Why closing the gender pay gap is good for business

September 13, 2019

Gender Pay Gap Scales

While the gender pay gap is smaller than a decade ago, a collection of top New Zealand business people are working hard to reduce it further. CEOs and Chairs from companies such as IBM, Saatchi and Saatchi, PwC and Vector have joined Champions for Change. Together, they’re advocating for greater inclusion and diversity within their own organisation, sector, and the wider public arena. Why? Because creating gender balanced workplaces is not only the right thing to do, it’s the smart thing to do.

What are the business benefits of closing the pay gap?

  • Good for your bottom line. Research shows the most gender-diverse companies are 21% more likely to experience above-average profitability.
  • Good for your brand. People will be attracted to buy from you and work for you, if you’re committed to equal pay and a diverse and inclusive workplace.
  • Great for brain power. A gender balance ensures multiple perspectives, which sparks creativity and innovation.
  • Great for sales. A diverse workforce better represents your customers, which means you’ll communicate with them more effectively.

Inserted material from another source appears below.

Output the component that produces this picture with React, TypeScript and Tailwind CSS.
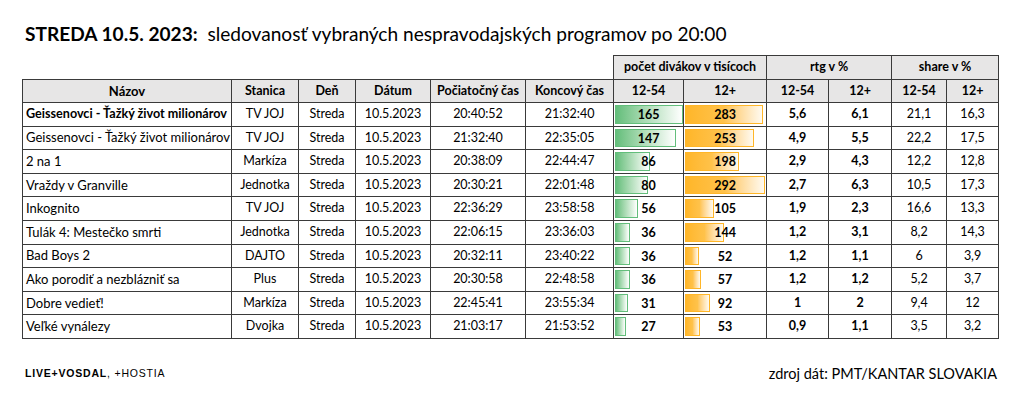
import React from "react";

type Row = {
  name: string;
  station: string;
  start: string;
  end: string;
  v1: number;
  v2: number;
  r1: string;
  r2: string;
  s1: string;
  s2: string;
  bold?: boolean;
};

const rows: Row[] = [
  { name: "Geissenovci - Ťažký život milionárov", station: "TV JOJ", start: "20:40:52", end: "21:32:40", v1: 165, v2: 283, r1: "5,6", r2: "6,1", s1: "21,1", s2: "16,3", bold: true },
  { name: "Geissenovci - Ťažký život milionárov", station: "TV JOJ", start: "21:32:40", end: "22:35:05", v1: 147, v2: 253, r1: "4,9", r2: "5,5", s1: "22,2", s2: "17,5" },
  { name: "2 na 1", station: "Markíza", start: "20:38:09", end: "22:44:47", v1: 86, v2: 198, r1: "2,9", r2: "4,3", s1: "12,2", s2: "12,8" },
  { name: "Vraždy v Granville", station: "Jednotka", start: "20:30:21", end: "22:01:48", v1: 80, v2: 292, r1: "2,7", r2: "6,3", s1: "10,5", s2: "17,3" },
  { name: "Inkognito", station: "TV JOJ", start: "22:36:29", end: "23:58:58", v1: 56, v2: 105, r1: "1,9", r2: "2,3", s1: "16,6", s2: "13,3" },
  { name: "Tulák 4: Mestečko smrti", station: "Jednotka", start: "22:06:15", end: "23:36:03", v1: 36, v2: 144, r1: "1,2", r2: "3,1", s1: "8,2", s2: "14,3" },
  { name: "Bad Boys 2", station: "DAJTO", start: "20:32:11", end: "23:40:22", v1: 36, v2: 52, r1: "1,2", r2: "1,1", s1: "6", s2: "3,9" },
  { name: "Ako porodiť a nezblázniť sa", station: "Plus", start: "20:30:58", end: "22:48:58", v1: 36, v2: 57, r1: "1,2", r2: "1,2", s1: "5,2", s2: "3,7" },
  { name: "Dobre vedieť!", station: "Markíza", start: "22:45:41", end: "23:55:34", v1: 31, v2: 92, r1: "1", r2: "2", s1: "9,4", s2: "12" },
  { name: "Veľké vynálezy", station: "Dvojka", start: "21:03:17", end: "21:53:52", v1: 27, v2: 53, r1: "0,9", r2: "1,1", s1: "3,5", s2: "3,2" },
];

const cell = "border border-[#3a3a3a] h-[23.6px] p-0 text-center align-middle";
const head = "border border-[#3a3a3a] bg-[#e7e6e6] p-0 text-center align-middle font-bold";

function Bar({ value, max, full, green }: { value: number; max: number; full: number; green: boolean }) {
  const w = Math.round((value / max) * full);
  return (
    <td className={`${cell} relative font-bold`}>
      <div
        className={
          green
            ? "absolute left-[1px] top-[2px] bottom-[2px] border border-[#63be7b] bg-gradient-to-r from-[#63be7b] to-white"
            : "absolute left-[1px] top-[2px] bottom-[2px] border border-[#ffb628] bg-gradient-to-r from-[#ffb628] via-[#ffc24a] to-[#fffaf0]"
        }
        style={{ width: w }}
      />
      <span className="relative top-[1px]">{value}</span>
    </td>
  );
}

export default function App() {
  return (
    <div className="h-[408px] w-[1024px] overflow-hidden bg-white pl-[22px] text-black" style={{ fontFamily: "Lato, 'Open Sans', sans-serif" }}>
      <div className="h-[55px] pl-[3px] pt-[23px] text-[19.1px] leading-[22px] whitespace-pre">
        <span className="font-bold">STREDA 10.5. 2023:</span>
        <span>  sledovanosť vybraných nespravodajských programov po 20:00</span>
      </div>

      <table className="w-[976px] table-fixed border-collapse text-[12.5px] leading-none">
        <colgroup>
          <col className="w-[209px]" />
          <col className="w-[67px]" />
          <col className="w-[57px]" />
          <col className="w-[75px]" />
          <col className="w-[95px]" />
          <col className="w-[88px]" />
          <col className="w-[70px]" />
          <col className="w-[83px]" />
          <col className="w-[62px]" />
          <col className="w-[63px]" />
          <col className="w-[55px]" />
          <col className="w-[52px]" />
        </colgroup>
        <thead>
          <tr className="h-[24px]">
            <th colSpan={6} className="p-0" />
            <th colSpan={2} className={head}>počet divákov v tisícoch</th>
            <th colSpan={2} className={head}>rtg v %</th>
            <th colSpan={2} className={head}>share v %</th>
          </tr>
          <tr className="h-[23px]">
            <th className={`${head} text-[13px]`}>Názov</th>
            <th className={head}>Stanica</th>
            <th className={head}>Deň</th>
            <th className={head}>Dátum</th>
            <th className={head}>Počiatočný čas</th>
            <th className={head}>Koncový čas</th>
            <th className={head}>12-54</th>
            <th className={head}>12+</th>
            <th className={head}>12-54</th>
            <th className={`${head} border-l-[#7f7f7f]`}>12+</th>
            <th className={head}>12-54</th>
            <th className={head}>12+</th>
          </tr>
        </thead>
        <tbody>
          {rows.map((r, i) => (
            <tr key={i}>
              <td className={`${cell} !text-left pl-[3px] whitespace-nowrap ${r.bold ? "font-bold text-[12.6px]" : "text-[13px]"}`}>{r.name}</td>
              <td className={cell}>{r.station}</td>
              <td className={cell}>Streda</td>
              <td className={cell}>10.5.2023</td>
              <td className={cell}>{r.start}</td>
              <td className={cell}>{r.end}</td>
              <Bar value={r.v1} max={165} full={68} green />
              <Bar value={r.v2} max={292} full={80} green={false} />
              <td className={`${cell} font-bold`}>{r.r1}</td>
              <td className={`${cell} border-l-[#7f7f7f] font-bold`}>{r.r2}</td>
              <td className={cell}>{r.s1}</td>
              <td className={cell}>{r.s2}</td>
            </tr>
          ))}
        </tbody>
      </table>

      <div className="mt-[24px] flex items-center justify-between pl-[3px] pr-[27px]">
        <div className="text-[10.5px] tracking-[0.8px]" style={{ fontFamily: "'Liberation Sans', Arial, sans-serif" }}>
          <span className="font-bold">LIVE+VOSDAL</span>
          <span>, +HOSTIA</span>
        </div>
        <div className="text-[14.5px]">zdroj dát: PMT/KANTAR SLOVAKIA</div>
      </div>
    </div>
  );
}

So, does your business have a gender pay gap?

Look at your people data; how many men and women work for you? Are there more men at senior levels or in roles that lead to senior positions? What’s the difference in pay between all men and all women? Once you know where your problems lie, you can start fixing them.

Four smart ways to address the pay gap

  • Lead from the top: Everything you say, do, measure, and prioritise impacts your business’s culture. Treat gender diversity as a business priority. Help build a respectful, accepting workplace where everyone feels safe and supported.
  • Make a plan to make a difference: Carry out a pay equity audit, set yourself a target, then put aside money to review and address the issues. Look at all levels of your business, from the way you advertise jobs to professional development opportunities.
  • Be aware of bias: Around 80% of the gender pay gap is driven by hard-to–measure factors, including bias, which often creep in when making recruitment, performance and pay decisions. Make decisions based on transparent, performance-related criteria, have group sign off, and use gender-neutral language in job descriptions.
  • Get flexible: Tap into a bigger talent pool by showing you support employees on, and returning from, parental leave. Consider ways people can work from home, condensed hours, flexi-time and job share.